Interpretively speaking, this newly remastered 1994 recording of Liszt’s Transcendental Etudes is one of the most rewarding in the catalog. Knowing that pianist Aquilles Delle Vigne studied with Claudio Arrau and Georges Cziffra (both of whom recorded the Etudes), perhaps it’s no coincidence that his approach combines elements of Arrau’s tonal heft and rhetorical breadth and Cziffra’s more volatile, impetuous virtuosity. You hear this in the first etude: booming bass notes and rippling scales—Arrau; pounced upon, slightly accelerated chords—Cziffra. No. 2’s implied countermelodies in the left hand? Arrau. No. 2’s fiery broken chords between the hands? Cziffra.
However, it’s better not to oversimplify and pigeonhole my responses to Delle Vigne’s technically masterful and thoroughly internalized interpretations, but rather to describe what makes them distinct. Mazeppa fuses headlong intensity (the roller-coaster-like, frighteningly accurate octaves) and poetic purpose (the variety with which the arpeggiated chords are spaced and voiced). Note also the natural ebb and flow of Feux Follets’ rubato—and what a pleasure to hear Eroica’s opening measures meted out in tempo, with each disparate element so perfectly characterized. The untitled Tenth etude has tremendous sweep and shape, spiced with sharp accents on the appoggiaturas, while Chasse-neige’s central climax builds in long-lined arcs.
The slower, more lyrical pieces fare equally well in Delle Vigne’s hands: note the almost three-dimensional textural differentiation he achieves in Harmonies du soir.
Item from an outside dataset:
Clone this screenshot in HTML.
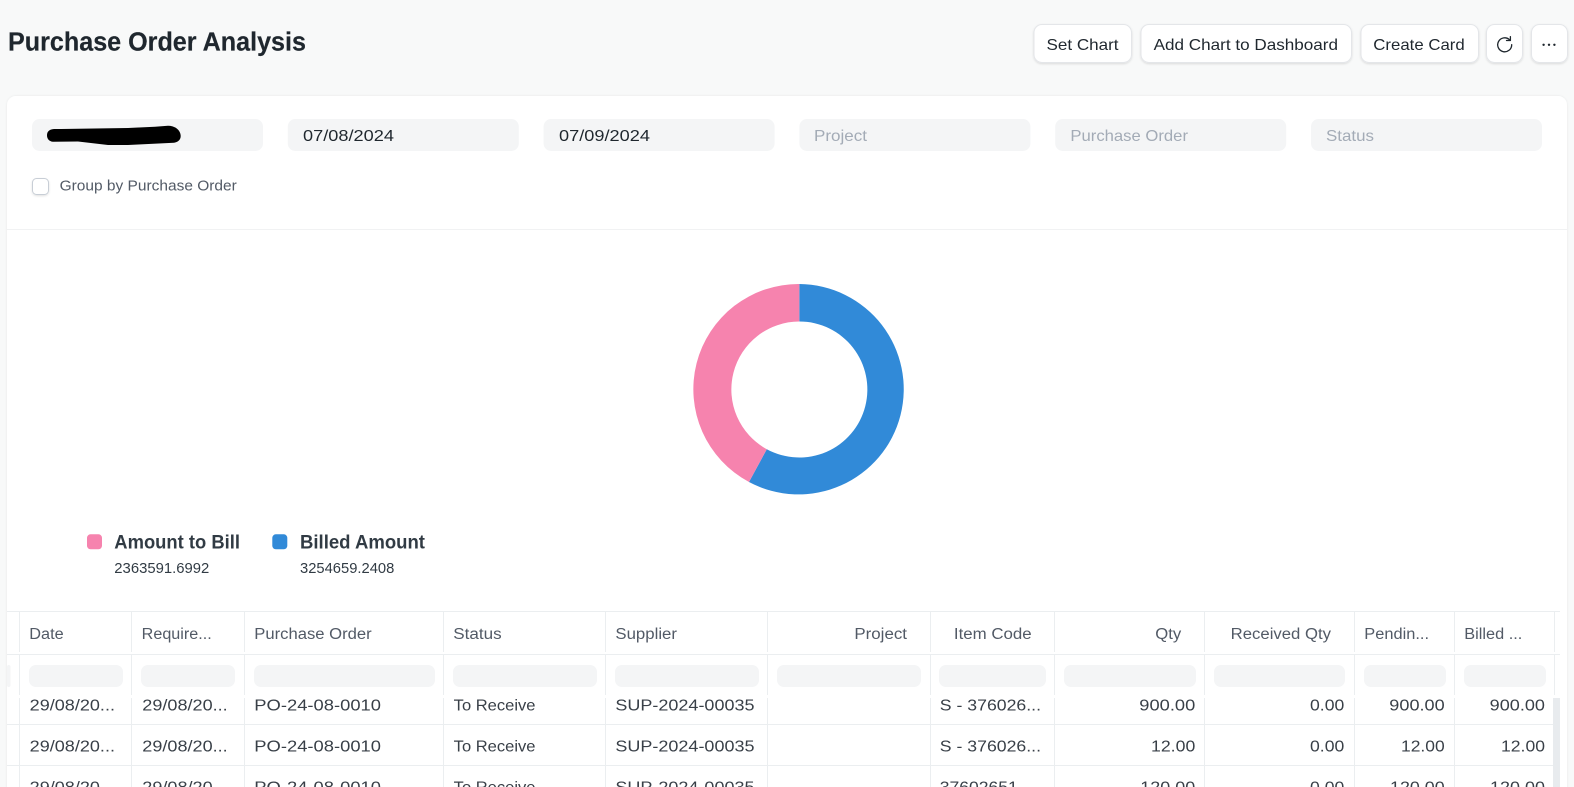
<!DOCTYPE html>
<html lang="en"><head><meta charset="utf-8"><title>Purchase Order Analysis</title>
<style>
html,body{margin:0;padding:0;width:1574px;height:787px;overflow:hidden;background:#f8f9f9}
svg{display:block}
text{font-family:"Liberation Sans",sans-serif}
</style></head><body>
<svg width="1574" height="787" viewBox="0 0 1574 787" xmlns="http://www.w3.org/2000/svg">
<defs>
<filter id="s" x="-20%" y="-20%" width="140%" height="150%"><feDropShadow dx="0" dy="1" stdDeviation="1" flood-color="#000" flood-opacity=".12"/></filter>
<filter id="c" x="-5%" y="-5%" width="110%" height="110%"><feDropShadow dx="0" dy="0" stdDeviation="1" flood-color="#000" flood-opacity=".08"/></filter>
<clipPath id="data"><rect x="7" y="698" width="1553" height="89"/></clipPath>
</defs>
<rect width="1574" height="787" fill="#f8f9f9"/>
<rect x="7" y="96" width="1560" height="720" rx="9" fill="#fff" filter="url(#c)"/>

<text x="8" y="50.7" font-size="25.500" font-weight="700" fill="#1f272e" stroke="#1f272e" stroke-width=".2" textLength="298" lengthAdjust="spacingAndGlyphs">Purchase Order Analysis</text>

<g fill="#fff" stroke="#e4e6e9" stroke-width="1" filter="url(#s)">
<rect x="1034" y="24.500" width="97.500" height="38" rx="8"/>
<rect x="1141" y="24.500" width="210.500" height="38" rx="8"/>
<rect x="1361" y="24.500" width="117.500" height="38" rx="8"/>
<rect x="1486.500" y="24.500" width="36" height="38" rx="8"/>
<rect x="1531.500" y="24.500" width="36" height="38" rx="8"/>
</g>
<g font-size="16" fill="#1f272e">
<text x="1046.500" y="50" textLength="72" lengthAdjust="spacingAndGlyphs">Set Chart</text>
<text x="1153.600" y="50" textLength="184.400" lengthAdjust="spacingAndGlyphs">Add Chart to Dashboard</text>
<text x="1373.300" y="50" textLength="91.400" lengthAdjust="spacingAndGlyphs">Create Card</text>
</g>
<path d="M1509.600 39.800A7 7 0 1 0 1511.700 44.700" fill="none" stroke="#1f272e" stroke-width="1.300" stroke-linecap="round"/>
<path d="M1510.400 36.600V40.500H1506.500" fill="none" stroke="#1f272e" stroke-width="1.300" stroke-linecap="round" stroke-linejoin="round"/>
<g fill="#1f272e"><circle cx="1543.600" cy="44.800" r="1.200"/><circle cx="1549" cy="44.800" r="1.200"/><circle cx="1554.400" cy="44.800" r="1.200"/></g>

<g fill="#f4f5f6">
<rect x="32" y="119" width="231" height="32" rx="7.500"/>
<rect x="287.800" y="119" width="231" height="32" rx="7.500"/>
<rect x="543.600" y="119" width="231" height="32" rx="7.500"/>
<rect x="799.400" y="119" width="231" height="32" rx="7.500"/>
<rect x="1055.200" y="119" width="231" height="32" rx="7.500"/>
<rect x="1311" y="119" width="231" height="32" rx="7.500"/>
</g>
<path d="M47 135.500C47 131.500 49 129.500 54 129L61 129L128 128L155 126.700L168 125.700C176 125.700 180.700 131 180.700 136C180.700 140.500 177 142.300 174 142.800L128 145L108 145L78 141.500L53 141.800C49.500 141.500 47 139 47 135.500Z" fill="#000"/>
<g font-size="16" fill="#1f272e">
<text x="303" y="141.200" textLength="91" lengthAdjust="spacingAndGlyphs">07/08/2024</text>
<text x="559" y="141.200" textLength="91" lengthAdjust="spacingAndGlyphs">07/09/2024</text>
</g>
<g font-size="16" fill="#a3abb6">
<text x="814" y="141.200" textLength="53" lengthAdjust="spacingAndGlyphs">Project</text>
<text x="1070.400" y="141.200" textLength="117.600" lengthAdjust="spacingAndGlyphs">Purchase Order</text>
<text x="1326" y="141.200" textLength="48" lengthAdjust="spacingAndGlyphs">Status</text>
</g>
<rect x="32.500" y="178.500" width="16" height="16" rx="4" fill="#fff" stroke="#c8ced6" filter="url(#s)"/>
<text x="59.600" y="190.700" font-size="15" fill="#525a66" textLength="177.200" lengthAdjust="spacingAndGlyphs">Group by Purchase Order</text>
<rect x="7" y="229" width="1560" height="1" fill="#f1f2f3"/>

<path d="M799.300 284A105.200 105.200 0 1 1 749 482L766.800 449.200A68 68 0 1 0 799.300 321.500Z" fill="#318ad8"/>
<path d="M749 482A105.200 105.200 0 0 1 799.300 284L799.300 321.500A68 68 0 0 0 766.800 449.200Z" fill="#f683ae"/>

<rect x="87" y="534.300" width="15" height="15" rx="3.500" fill="#f683ae"/>
<rect x="272.300" y="534.300" width="15" height="15" rx="3.500" fill="#318ad8"/>
<g font-size="19" font-weight="700" fill="#313b44">
<text x="114.300" y="548.700" textLength="125.700" lengthAdjust="spacingAndGlyphs">Amount to Bill</text>
<text x="300" y="548.700" textLength="125" lengthAdjust="spacingAndGlyphs">Billed Amount</text>
</g>
<g font-size="14.500" fill="#313b44">
<text x="114.300" y="573" textLength="95" lengthAdjust="spacingAndGlyphs">2363591.6992</text>
<text x="300" y="573" textLength="94.300" lengthAdjust="spacingAndGlyphs">3254659.2408</text>
</g>

<rect x="7" y="611" width="1553" height="1" fill="#ebeef0"/>
<rect x="7" y="654" width="1553" height="1" fill="#ebeef0"/>
<g fill="#ebeef0">
<rect x="7" y="724" width="1546" height="1"/>
<rect x="7" y="765" width="1546" height="1"/>
</g>
<g stroke="#ebeef0" stroke-width="1" fill="none">
<path d="M19.500 612V652M19.500 655V695M19.500 698V787"/>
<path d="M131.500 612V652M131.500 655V695M131.500 698V787"/>
<path d="M244.500 612V652M244.500 655V695M244.500 698V787"/>
<path d="M443.500 612V652M443.500 655V695M443.500 698V787"/>
<path d="M605.500 612V652M605.500 655V695M605.500 698V787"/>
<path d="M767.500 612V652M767.500 655V695M767.500 698V787"/>
<path d="M930.500 612V652M930.500 655V695M930.500 698V787"/>
<path d="M1054.500 612V652M1054.500 655V695M1054.500 698V787"/>
<path d="M1204.500 612V652M1204.500 655V695M1204.500 698V787"/>
<path d="M1354.500 612V652M1354.500 655V695M1354.500 698V787"/>
<path d="M1454.500 612V652M1454.500 655V695M1454.500 698V787"/>
<path d="M1554.500 612V652M1554.500 655V695"/>
</g>
<rect x="1553" y="698" width="7" height="89" fill="#e8ebee"/>

<g font-size="15.500" fill="#525a66">
<text x="29.300" y="639" textLength="34.400" lengthAdjust="spacingAndGlyphs">Date</text>
<text x="141.700" y="639" textLength="70" lengthAdjust="spacingAndGlyphs">Require...</text>
<text x="254.300" y="639" textLength="117.400" lengthAdjust="spacingAndGlyphs">Purchase Order</text>
<text x="453.300" y="639" textLength="48.400" lengthAdjust="spacingAndGlyphs">Status</text>
<text x="615.400" y="639" textLength="61.600" lengthAdjust="spacingAndGlyphs">Supplier</text>
<text x="854.400" y="639" textLength="52.600" lengthAdjust="spacingAndGlyphs">Project</text>
<text x="953.900" y="639" textLength="77.800" lengthAdjust="spacingAndGlyphs">Item Code</text>
<text x="1155.300" y="639" textLength="26" lengthAdjust="spacingAndGlyphs">Qty</text>
<text x="1230.700" y="639" textLength="100.300" lengthAdjust="spacingAndGlyphs">Received Qty</text>
<text x="1364.300" y="639" textLength="64.700" lengthAdjust="spacingAndGlyphs">Pendin...</text>
<text x="1464.300" y="639" textLength="58" lengthAdjust="spacingAndGlyphs">Billed ...</text>
</g>

<g fill="#f4f5f6">
<rect x="7" y="665" width="3.500" height="22" rx="2"/>
<rect x="29" y="665" width="94" height="22" rx="7"/>
<rect x="141" y="665" width="94" height="22" rx="7"/>
<rect x="254" y="665" width="181" height="22" rx="7"/>
<rect x="453" y="665" width="144" height="22" rx="7"/>
<rect x="615" y="665" width="144" height="22" rx="7"/>
<rect x="777" y="665" width="144" height="22" rx="7"/>
<rect x="939" y="665" width="107" height="22" rx="7"/>
<rect x="1064" y="665" width="132" height="22" rx="7"/>
<rect x="1214" y="665" width="131" height="22" rx="7"/>
<rect x="1364" y="665" width="82" height="22" rx="7"/>
<rect x="1464" y="665" width="82" height="22" rx="7"/>
</g>

<g font-size="16" fill="#383f47" clip-path="url(#data)">
<g>
<text x="29.700" y="710.700" textLength="85.300" lengthAdjust="spacingAndGlyphs">29/08/20...</text>
<text x="142.300" y="710.700" textLength="85.400" lengthAdjust="spacingAndGlyphs">29/08/20...</text>
<text x="254.300" y="710.700" textLength="126.700" lengthAdjust="spacingAndGlyphs">PO-24-08-0010</text>
<text x="453.700" y="710.700" textLength="81.800" lengthAdjust="spacingAndGlyphs">To Receive</text>
<text x="615.400" y="710.700" textLength="139.100" lengthAdjust="spacingAndGlyphs">SUP-2024-00035</text>
<text x="939.800" y="710.700" textLength="101.200" lengthAdjust="spacingAndGlyphs">S - 376026...</text>
<text x="1139.300" y="710.700" textLength="56" lengthAdjust="spacingAndGlyphs">900.00</text>
<text x="1310" y="710.700" textLength="34.300" lengthAdjust="spacingAndGlyphs">0.00</text>
<text x="1389.300" y="710.700" textLength="55.400" lengthAdjust="spacingAndGlyphs">900.00</text>
<text x="1489.700" y="710.700" textLength="55.300" lengthAdjust="spacingAndGlyphs">900.00</text>
</g>
<g>
<text x="29.700" y="751.700" textLength="85.300" lengthAdjust="spacingAndGlyphs">29/08/20...</text>
<text x="142.300" y="751.700" textLength="85.400" lengthAdjust="spacingAndGlyphs">29/08/20...</text>
<text x="254.300" y="751.700" textLength="126.700" lengthAdjust="spacingAndGlyphs">PO-24-08-0010</text>
<text x="453.700" y="751.700" textLength="81.800" lengthAdjust="spacingAndGlyphs">To Receive</text>
<text x="615.400" y="751.700" textLength="139.100" lengthAdjust="spacingAndGlyphs">SUP-2024-00035</text>
<text x="939.800" y="751.700" textLength="101.200" lengthAdjust="spacingAndGlyphs">S - 376026...</text>
<text x="1151" y="751.700" textLength="44.300" lengthAdjust="spacingAndGlyphs">12.00</text>
<text x="1310" y="751.700" textLength="34.300" lengthAdjust="spacingAndGlyphs">0.00</text>
<text x="1401" y="751.700" textLength="43.700" lengthAdjust="spacingAndGlyphs">12.00</text>
<text x="1501" y="751.700" textLength="44" lengthAdjust="spacingAndGlyphs">12.00</text>
</g>
<g>
<text x="29.700" y="792.700" textLength="85.300" lengthAdjust="spacingAndGlyphs">29/08/20...</text>
<text x="142.300" y="792.700" textLength="85.400" lengthAdjust="spacingAndGlyphs">29/08/20...</text>
<text x="254.300" y="792.700" textLength="126.700" lengthAdjust="spacingAndGlyphs">PO-24-08-0010</text>
<text x="453.700" y="792.700" textLength="81.800" lengthAdjust="spacingAndGlyphs">To Receive</text>
<text x="615.400" y="792.700" textLength="139.100" lengthAdjust="spacingAndGlyphs">SUP-2024-00035</text>
<text x="939.800" y="792.700" textLength="78" lengthAdjust="spacingAndGlyphs">37602651</text>
<text x="1140.300" y="792.700" textLength="55" lengthAdjust="spacingAndGlyphs">120.00</text>
<text x="1310" y="792.700" textLength="34.300" lengthAdjust="spacingAndGlyphs">0.00</text>
<text x="1390" y="792.700" textLength="54.700" lengthAdjust="spacingAndGlyphs">120.00</text>
<text x="1490" y="792.700" textLength="55" lengthAdjust="spacingAndGlyphs">120.00</text>
</g>
</g>
</svg>
</body></html>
Unfortunately, the blustery, overly reverberant ambience causes the piano to swim more than sing, and it takes a leap of faith to accept that the Bösendorfer Imperial Grand heard in eleven out of the twelve Etudes (Feux Follets was recorded on a Steinway) is not a jangly barroom upright. No matter. This is big, poetic, and thoroughly captivating Liszt playing.

José Luis Arévalo
Ritmo, June 2013
En estos 12 Estudios Transcendentales, de los que se in- corporan la version de 1851, además del Liszt teatral y efectista de virtuosismo inalcanzable, también está el compositor visionario de abundantes cromatismos melódicos/armónicos anticipo de épocas posteriores y, ante todo, el genial músico que fue. La grabación de Delle Vigne, realizada el año 1994 en piano Bösendorfer imperial de 97 teclas, excepto el Estudio n. 5. que lo es en un Steinway, padece un abuso del pedal en perjuicio de la claridad, que se nos antoja más medio de salvar algunos de los momentos de mayor compromiso técnico que recurso expresivo, así como una excesiva potencia de sonido con acentuación de los efectos orquestales. Aunque se superen los aspectos pirotécnicos y exhibicionistas, lo que sin duda ya es un mérito, pues pocos han sido los pianistas capaces de grabar la integral, tanto estruendo acaba abrumándonos, echando de menos algo más de reposo y refinamiento. Priman las enseñanzas de Cziffra sobre las de Arrau, pues de ambos fue alumno, sin que exista una búsqueda del contenido poético de la obra, como confirma por ejemplo la falta de contraste y sutileza en uno de los Estudios más expresivos (Paysage), la ausencia de emoción en el n. 10 o el fraseo sin fantasía en el temible Chasseneige.

Sang Woo Kang
American Record Guide, May 2013
Delle Vigne performs the Etudes with taste and color, somehow without overpowering the listener with virtuosity. His eloquence is apparent from the Prelude, ephemeral yet intense. As a contrast, ‘Paysage’ is well-paced, a calm and meditative respite from the unrestrained pathos in the ‘Molto Vivace’.
This is probably the best interpretation of these etudes since Arrau.